Yes, I have my own booth at SaloneSatellite. I will have a new version of the Fringe Mirror and the vase series. The idea is to keep the spirit of the objects, but make them a little bit more commercial so that they are easier to produce.
A lot of my thinking in the run up to Milan has been shaped by the Keskeneräiset Utopiat exhibition I curated last August in Kotka. There’s an Alvar Aalto-designed factory area there, built in 1937. I’ve known the place my whole life, because that’s where I’m from, but nothing really happens there and no one cares much about it. There’s the factory owner’s house which is this amazing two-floor villa which has basically been empty for years.

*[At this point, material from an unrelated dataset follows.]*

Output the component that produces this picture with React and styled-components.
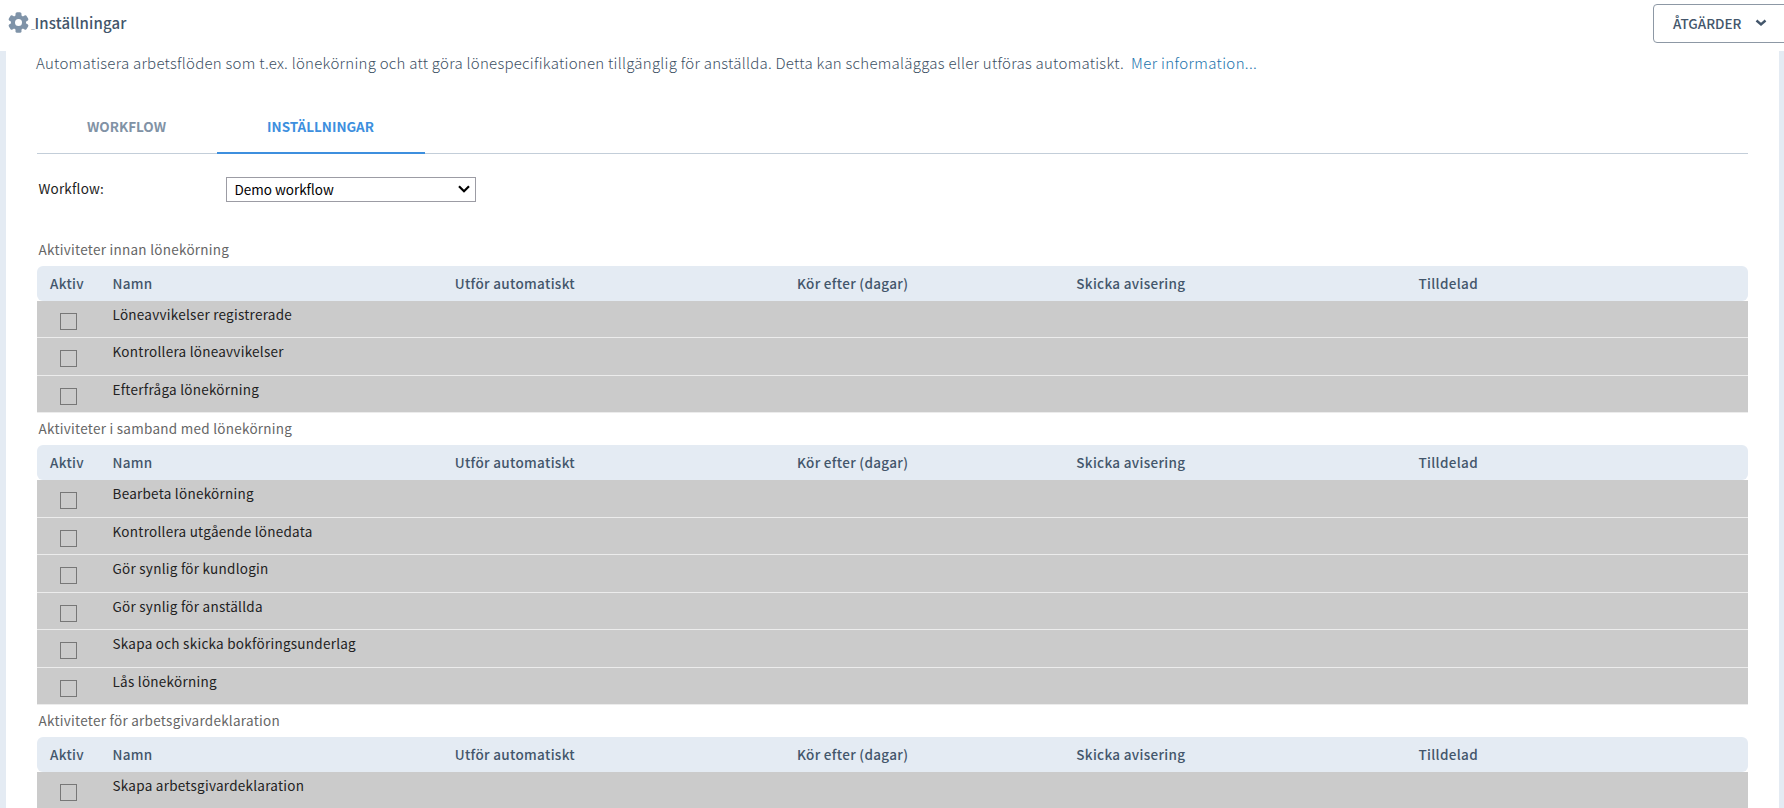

I had my own work, but I also invited Karoliina Hellberg and Raimo Saarinen, and the idea was to link to Alvar Aalto’s work and incorporate some of the materials he used into my own projects. I’m hoping somehow to continue that project in future.
The Aalto connection is a nice link to something I wanted to ask you about whether the Finnish tradition of functional design classics feels like a source of inspiration or a weight around your neck?
I remember when I was studying, thinking about the Finnish design tradition, I thought, ‘fuck that’. Aalto’s work was something I wanted to rebel against. But with this recent exhibition in Sunila, where I actually took inspiration from his work, I would say that today I find myself with more respect for that tradition to the point where I can take certain aspects and incorporate them into my own work.
Daniel Golling and Gustaf Kjellin, a Swedish curator duo recently gave a talk in the Design Museum where they said that Finnish design is stuck in the past. I agree with that at some level, as sometimes it seems that our big companies just release new colours of classic designs. There’s not so much support for the creation of completely new designs. I understand that big brands cannot just throw out their back catalogue and start again, but young designers and smaller brands can do things differently and think differently. So, I really encourage designers at this scale to be much more experimental and playful. Design needs, but also can accommodate, a plurality of visions.